Is a function which is locally of bounded variation everywhere the difference of two monotone functions?

Question

This is related to this question, but simpler: Bounded variation, difference of two increasing functions

We call a function $f: \mathbb{R} \to \mathbb{R}$ locally of bounded variation if it is of bounded variation for every compact interval $[c,d]$. (To the best of my knowledge -- please correct me if this is false.)

It is known that any function of bounded variation on a compact interval is the difference of monotone functions.

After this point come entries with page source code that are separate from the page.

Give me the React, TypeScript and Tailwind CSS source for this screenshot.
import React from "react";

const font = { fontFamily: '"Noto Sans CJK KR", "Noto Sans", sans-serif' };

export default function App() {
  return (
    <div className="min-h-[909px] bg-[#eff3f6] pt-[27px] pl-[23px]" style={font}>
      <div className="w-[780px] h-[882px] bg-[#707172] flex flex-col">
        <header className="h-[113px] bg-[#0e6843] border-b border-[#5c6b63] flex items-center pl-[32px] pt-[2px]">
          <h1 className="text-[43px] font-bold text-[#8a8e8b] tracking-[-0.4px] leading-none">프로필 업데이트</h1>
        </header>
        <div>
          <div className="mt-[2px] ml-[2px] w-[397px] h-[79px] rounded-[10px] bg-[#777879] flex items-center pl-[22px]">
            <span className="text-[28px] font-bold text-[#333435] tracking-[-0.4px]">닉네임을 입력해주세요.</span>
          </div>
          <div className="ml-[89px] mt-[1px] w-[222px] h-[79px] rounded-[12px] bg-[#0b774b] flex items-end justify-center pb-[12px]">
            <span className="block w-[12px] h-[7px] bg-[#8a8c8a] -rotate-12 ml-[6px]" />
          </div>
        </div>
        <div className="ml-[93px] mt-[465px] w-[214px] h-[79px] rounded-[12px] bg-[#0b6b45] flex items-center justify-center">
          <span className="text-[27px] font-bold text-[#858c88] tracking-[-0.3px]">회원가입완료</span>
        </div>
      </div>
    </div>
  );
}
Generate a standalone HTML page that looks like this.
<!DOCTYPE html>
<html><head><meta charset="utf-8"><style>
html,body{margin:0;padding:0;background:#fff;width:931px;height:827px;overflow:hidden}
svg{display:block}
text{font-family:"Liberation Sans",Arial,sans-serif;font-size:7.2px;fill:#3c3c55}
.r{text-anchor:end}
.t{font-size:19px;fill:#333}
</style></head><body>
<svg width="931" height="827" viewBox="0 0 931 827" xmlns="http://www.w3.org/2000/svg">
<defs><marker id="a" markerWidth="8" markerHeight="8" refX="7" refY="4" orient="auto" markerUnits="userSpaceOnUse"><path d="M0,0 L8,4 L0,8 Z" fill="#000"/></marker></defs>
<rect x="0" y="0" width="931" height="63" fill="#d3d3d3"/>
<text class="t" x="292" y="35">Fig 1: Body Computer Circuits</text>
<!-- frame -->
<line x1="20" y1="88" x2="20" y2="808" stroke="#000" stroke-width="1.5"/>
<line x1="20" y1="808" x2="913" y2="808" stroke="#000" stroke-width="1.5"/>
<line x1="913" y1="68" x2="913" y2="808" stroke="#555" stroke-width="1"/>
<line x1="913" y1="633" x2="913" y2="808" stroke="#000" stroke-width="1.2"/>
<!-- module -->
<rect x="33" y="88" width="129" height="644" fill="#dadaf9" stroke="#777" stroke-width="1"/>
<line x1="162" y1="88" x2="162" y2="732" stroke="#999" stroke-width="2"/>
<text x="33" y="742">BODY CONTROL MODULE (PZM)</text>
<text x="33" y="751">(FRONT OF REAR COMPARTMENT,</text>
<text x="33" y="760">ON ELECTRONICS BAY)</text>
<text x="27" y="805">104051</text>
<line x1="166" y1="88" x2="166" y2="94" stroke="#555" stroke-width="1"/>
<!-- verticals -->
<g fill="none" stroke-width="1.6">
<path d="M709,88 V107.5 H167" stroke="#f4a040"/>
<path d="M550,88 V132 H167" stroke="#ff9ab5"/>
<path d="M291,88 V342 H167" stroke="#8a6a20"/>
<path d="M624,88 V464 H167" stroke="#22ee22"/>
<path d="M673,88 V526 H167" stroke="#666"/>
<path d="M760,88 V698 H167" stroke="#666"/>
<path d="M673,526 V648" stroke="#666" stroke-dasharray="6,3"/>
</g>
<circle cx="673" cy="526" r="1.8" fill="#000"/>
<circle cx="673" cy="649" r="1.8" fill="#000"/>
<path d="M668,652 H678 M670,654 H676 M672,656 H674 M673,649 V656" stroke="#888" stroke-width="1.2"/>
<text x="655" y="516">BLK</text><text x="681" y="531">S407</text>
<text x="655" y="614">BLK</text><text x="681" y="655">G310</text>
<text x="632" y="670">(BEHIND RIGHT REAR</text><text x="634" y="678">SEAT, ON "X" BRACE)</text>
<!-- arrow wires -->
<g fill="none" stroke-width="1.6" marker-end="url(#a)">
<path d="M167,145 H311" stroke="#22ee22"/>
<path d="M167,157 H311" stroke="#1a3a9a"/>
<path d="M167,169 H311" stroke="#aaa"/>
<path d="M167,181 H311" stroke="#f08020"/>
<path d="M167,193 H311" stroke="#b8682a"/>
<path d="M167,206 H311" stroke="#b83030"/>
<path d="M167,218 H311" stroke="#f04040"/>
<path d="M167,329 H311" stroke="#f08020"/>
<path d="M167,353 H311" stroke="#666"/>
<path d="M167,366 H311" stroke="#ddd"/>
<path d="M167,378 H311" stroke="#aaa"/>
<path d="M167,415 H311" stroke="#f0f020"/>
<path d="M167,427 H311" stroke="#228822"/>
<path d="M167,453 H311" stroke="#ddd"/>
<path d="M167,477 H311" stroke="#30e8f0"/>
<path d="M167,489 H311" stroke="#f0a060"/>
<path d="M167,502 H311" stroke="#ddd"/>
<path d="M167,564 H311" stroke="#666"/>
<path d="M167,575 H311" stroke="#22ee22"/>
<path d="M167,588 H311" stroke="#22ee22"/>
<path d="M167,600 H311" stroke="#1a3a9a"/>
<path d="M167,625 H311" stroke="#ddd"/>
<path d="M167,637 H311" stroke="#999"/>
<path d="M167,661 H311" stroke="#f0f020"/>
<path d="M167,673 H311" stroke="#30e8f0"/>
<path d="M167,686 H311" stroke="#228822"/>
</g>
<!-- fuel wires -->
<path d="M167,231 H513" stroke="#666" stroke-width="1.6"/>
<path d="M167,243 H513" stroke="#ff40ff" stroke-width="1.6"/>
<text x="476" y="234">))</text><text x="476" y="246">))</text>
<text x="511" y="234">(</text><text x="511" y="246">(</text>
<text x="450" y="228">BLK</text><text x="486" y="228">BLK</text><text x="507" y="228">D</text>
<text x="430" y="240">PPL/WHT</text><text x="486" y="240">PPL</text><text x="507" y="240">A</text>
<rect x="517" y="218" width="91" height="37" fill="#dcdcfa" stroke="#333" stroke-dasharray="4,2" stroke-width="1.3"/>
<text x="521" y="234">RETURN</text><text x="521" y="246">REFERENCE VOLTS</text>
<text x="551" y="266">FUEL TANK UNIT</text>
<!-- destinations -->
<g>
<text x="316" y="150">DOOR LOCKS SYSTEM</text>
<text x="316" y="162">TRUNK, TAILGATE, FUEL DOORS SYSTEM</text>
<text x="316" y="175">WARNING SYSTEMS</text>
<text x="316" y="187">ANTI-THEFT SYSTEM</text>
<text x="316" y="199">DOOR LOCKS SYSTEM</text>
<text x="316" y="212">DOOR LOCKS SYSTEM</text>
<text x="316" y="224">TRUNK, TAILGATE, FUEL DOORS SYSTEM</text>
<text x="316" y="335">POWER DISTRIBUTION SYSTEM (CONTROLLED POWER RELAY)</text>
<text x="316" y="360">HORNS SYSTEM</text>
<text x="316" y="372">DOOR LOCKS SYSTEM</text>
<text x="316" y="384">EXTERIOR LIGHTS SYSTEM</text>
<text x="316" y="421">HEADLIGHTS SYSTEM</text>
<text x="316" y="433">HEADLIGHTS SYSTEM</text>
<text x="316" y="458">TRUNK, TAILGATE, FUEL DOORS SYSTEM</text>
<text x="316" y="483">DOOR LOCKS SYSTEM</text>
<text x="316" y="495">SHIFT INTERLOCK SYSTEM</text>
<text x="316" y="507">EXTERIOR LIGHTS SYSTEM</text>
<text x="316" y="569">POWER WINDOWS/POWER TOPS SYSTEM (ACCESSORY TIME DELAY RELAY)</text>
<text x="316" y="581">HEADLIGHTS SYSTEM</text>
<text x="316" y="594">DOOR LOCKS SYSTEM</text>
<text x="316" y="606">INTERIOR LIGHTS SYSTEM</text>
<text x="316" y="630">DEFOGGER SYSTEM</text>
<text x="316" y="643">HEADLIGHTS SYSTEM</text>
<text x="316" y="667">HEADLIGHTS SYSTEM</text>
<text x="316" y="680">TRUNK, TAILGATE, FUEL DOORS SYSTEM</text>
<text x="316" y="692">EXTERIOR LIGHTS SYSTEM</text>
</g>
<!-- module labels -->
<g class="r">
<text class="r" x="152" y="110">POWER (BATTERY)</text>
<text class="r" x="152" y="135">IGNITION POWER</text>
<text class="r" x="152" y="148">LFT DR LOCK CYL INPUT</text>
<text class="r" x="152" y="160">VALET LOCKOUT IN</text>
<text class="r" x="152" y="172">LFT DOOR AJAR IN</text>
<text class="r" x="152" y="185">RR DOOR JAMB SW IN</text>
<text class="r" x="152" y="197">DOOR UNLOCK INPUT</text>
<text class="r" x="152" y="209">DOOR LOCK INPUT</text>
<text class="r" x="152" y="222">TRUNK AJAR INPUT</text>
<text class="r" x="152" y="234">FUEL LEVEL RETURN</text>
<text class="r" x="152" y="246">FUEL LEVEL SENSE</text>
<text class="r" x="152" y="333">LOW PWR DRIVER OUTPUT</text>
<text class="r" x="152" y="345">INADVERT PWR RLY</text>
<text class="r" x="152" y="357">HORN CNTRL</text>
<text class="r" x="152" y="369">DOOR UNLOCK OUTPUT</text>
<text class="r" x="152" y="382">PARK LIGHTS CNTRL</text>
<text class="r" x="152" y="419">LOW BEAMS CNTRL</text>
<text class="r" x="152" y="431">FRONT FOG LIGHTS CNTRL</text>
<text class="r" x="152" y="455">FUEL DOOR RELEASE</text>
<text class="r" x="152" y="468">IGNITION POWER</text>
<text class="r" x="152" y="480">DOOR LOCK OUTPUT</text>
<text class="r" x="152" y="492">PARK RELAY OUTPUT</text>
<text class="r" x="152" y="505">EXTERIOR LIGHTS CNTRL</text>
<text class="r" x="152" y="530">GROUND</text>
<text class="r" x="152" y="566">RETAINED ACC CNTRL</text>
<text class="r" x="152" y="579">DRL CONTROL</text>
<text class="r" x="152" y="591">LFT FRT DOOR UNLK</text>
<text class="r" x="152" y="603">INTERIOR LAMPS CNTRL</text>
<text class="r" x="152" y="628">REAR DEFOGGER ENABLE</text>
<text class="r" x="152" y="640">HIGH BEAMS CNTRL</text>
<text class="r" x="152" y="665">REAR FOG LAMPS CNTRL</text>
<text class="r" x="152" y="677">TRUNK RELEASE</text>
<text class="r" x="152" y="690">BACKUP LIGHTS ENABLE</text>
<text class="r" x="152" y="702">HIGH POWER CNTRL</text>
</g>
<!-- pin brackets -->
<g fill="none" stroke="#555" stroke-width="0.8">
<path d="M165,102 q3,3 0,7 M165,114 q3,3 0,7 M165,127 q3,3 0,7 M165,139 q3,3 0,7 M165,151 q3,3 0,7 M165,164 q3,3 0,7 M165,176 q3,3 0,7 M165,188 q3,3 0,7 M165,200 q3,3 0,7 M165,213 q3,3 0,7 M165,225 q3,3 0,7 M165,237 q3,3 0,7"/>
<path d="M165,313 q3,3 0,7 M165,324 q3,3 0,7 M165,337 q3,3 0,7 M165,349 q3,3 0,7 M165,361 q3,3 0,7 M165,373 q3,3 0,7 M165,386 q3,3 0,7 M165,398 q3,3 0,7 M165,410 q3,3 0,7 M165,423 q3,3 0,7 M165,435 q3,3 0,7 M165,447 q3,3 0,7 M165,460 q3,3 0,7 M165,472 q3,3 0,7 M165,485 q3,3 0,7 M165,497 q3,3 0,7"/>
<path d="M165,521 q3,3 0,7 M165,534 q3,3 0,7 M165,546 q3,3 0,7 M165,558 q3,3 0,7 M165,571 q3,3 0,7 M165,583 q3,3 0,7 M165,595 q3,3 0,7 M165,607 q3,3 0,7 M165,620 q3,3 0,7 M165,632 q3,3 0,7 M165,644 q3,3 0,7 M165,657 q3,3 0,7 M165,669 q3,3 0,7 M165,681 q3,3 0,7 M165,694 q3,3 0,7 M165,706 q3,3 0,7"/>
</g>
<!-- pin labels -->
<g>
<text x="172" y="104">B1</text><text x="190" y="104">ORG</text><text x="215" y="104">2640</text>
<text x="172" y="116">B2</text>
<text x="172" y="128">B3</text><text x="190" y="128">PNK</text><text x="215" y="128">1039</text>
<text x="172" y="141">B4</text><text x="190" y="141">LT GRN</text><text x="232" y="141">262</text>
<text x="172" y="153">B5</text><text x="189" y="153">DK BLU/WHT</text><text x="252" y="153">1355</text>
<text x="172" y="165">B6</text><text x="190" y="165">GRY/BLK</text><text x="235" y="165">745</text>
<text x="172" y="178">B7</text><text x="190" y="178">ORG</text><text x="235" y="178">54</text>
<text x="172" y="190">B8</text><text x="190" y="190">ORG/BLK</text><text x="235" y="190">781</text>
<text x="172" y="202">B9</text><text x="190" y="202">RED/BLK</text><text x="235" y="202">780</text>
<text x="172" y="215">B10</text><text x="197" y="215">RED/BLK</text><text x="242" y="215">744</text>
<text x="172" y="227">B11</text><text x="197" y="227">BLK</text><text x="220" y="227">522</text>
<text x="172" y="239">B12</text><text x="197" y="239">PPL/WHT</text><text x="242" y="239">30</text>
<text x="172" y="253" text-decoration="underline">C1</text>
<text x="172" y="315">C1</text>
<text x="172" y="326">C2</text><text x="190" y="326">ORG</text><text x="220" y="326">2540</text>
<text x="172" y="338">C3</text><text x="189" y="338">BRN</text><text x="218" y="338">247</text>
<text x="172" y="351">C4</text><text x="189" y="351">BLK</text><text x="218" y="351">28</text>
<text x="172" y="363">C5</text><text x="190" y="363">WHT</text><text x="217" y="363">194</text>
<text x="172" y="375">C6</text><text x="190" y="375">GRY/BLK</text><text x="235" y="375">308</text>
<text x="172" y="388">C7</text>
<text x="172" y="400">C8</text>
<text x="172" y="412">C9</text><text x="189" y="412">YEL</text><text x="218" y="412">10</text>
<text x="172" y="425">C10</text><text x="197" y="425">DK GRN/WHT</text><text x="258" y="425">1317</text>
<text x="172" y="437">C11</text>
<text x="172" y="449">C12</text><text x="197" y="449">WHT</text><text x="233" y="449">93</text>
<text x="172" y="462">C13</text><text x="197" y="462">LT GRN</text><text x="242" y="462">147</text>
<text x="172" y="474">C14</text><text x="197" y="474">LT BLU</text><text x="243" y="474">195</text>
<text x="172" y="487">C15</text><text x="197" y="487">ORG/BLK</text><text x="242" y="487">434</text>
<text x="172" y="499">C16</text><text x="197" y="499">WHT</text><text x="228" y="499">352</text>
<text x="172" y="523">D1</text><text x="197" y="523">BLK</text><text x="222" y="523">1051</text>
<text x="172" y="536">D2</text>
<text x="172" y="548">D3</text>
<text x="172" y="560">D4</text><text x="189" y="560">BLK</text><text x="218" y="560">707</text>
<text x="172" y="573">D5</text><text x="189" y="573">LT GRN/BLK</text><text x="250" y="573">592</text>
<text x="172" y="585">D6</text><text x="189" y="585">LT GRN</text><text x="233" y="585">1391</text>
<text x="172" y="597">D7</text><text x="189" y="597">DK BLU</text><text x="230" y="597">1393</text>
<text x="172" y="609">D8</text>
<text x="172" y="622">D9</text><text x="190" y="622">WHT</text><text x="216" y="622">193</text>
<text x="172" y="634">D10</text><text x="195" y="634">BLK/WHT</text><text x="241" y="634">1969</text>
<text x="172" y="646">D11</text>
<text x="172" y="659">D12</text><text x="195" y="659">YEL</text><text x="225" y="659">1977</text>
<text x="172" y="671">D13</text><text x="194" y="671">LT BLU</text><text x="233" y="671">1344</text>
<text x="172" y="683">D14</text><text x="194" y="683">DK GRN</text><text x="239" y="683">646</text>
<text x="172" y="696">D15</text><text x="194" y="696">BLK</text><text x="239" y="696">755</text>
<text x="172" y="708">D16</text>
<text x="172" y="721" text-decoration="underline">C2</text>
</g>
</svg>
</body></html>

My question: can we glue together these two monotone functions for every $[n,n+1], n \in \mathbb{Z}$ to show that every function which is locally of bounded variation is the difference of two monotone functions $g,h: \mathbb{R}$? Or is the best we can do is piecewise monotone?

Answer 1

Yes, we can glue these monotone functions together. It is enough to show that we can glue together two monotone functions, the result will follow inductively. Suppose we have $a < b < c$, and $f : [a, c] \to \mathbb{R}$, such that $f = g'-h'$ on $[a, b]$ and $f = g''-h''$ on $[b, c]$. Now we know that $f = (g''+\delta)-(h''+\delta)$ for any constant $\delta$, most importantly for $n = g'(b)-g''(b) = h'(b)-h''(b)$.

Now define $$g : [a, c] \to \mathbb{R},~~ x \mapsto \begin{cases}g'(x) & x \leq b \\ g''(x) - g''(b) + g'(b) & x \geq b \end{cases}$$

and analogously $h$. Now $g$ and $h$ are monotone by construction, and we have $f = g - h$ on $[a, c]$. As an important note, we have $g = g'$ and $h = h'$ on $[a, b]$. We could have modified the construction to ensure $g = g''$ and $h = h''$ on $[b, c]$.

With this method of gluing together local representations of $f$, using the fact that every open covering of a compact space has a finite subcovering, we can show that $f$ is of bounded variation (in particular the difference of bounded monotone functions) on any compact interval.

Now for all $n \in \mathbb{N}$ let us inductively construct monotone $g_n, h_n : [-n, n] \to \mathbb{R}$ such that $f = g_n - h_n$ and $g_n = g_{n-1}$ and $h_n = h_{n-1}$ wherever both sides are defined. We do this by using the fact that $[-n, n] = [-n, -n+1] \cup [-n+1, n-1] \cup [n-1, n]$: construct $g_n$ and $h_n$ by extending $g_{n-1}$ and $h_{n-1}$ respectively.

Now define $g(x) := g_n(x), h(x) := h_n(x)$ pointwise, using any $n$ for which $g_n(x)$ and $h_n(x)$ are defined. We receive monotone (but not necessarily bounded) $g, h : \mathbb{R} \to \mathbb{R}$ such that $f = g - h$.

Answer 2

Using the construction from the post you cited, we can't simply glue together the functions from different intervals because, adopting the notation from the aforementioned post, if on $[n,n+1)$ $F(x):=Var[n,x]$ then $F(n)=0$ but $F(n)$ defined on $[n-1,n)$ will not generically tend to $0$. Thus, we have to be a little careful as to how we glue the functions together, but by shifting our functions accordingly we see that this isn't much of an obstruction. In particular:

Adopting the notation from the aforementioned post, for $n\geq0$ let $$F(x)\vert_{[n,n+1)}=:F_n(x)=Var[n,x]+\sum_{i=1}^nVar[i-1,i]$$ For $n<0$ let $$F(x)\vert_{[n,n+1)}=:F_n(x)=Var[n,x]-\sum_{i=-n}^{-1}Var[i,i+1]$$.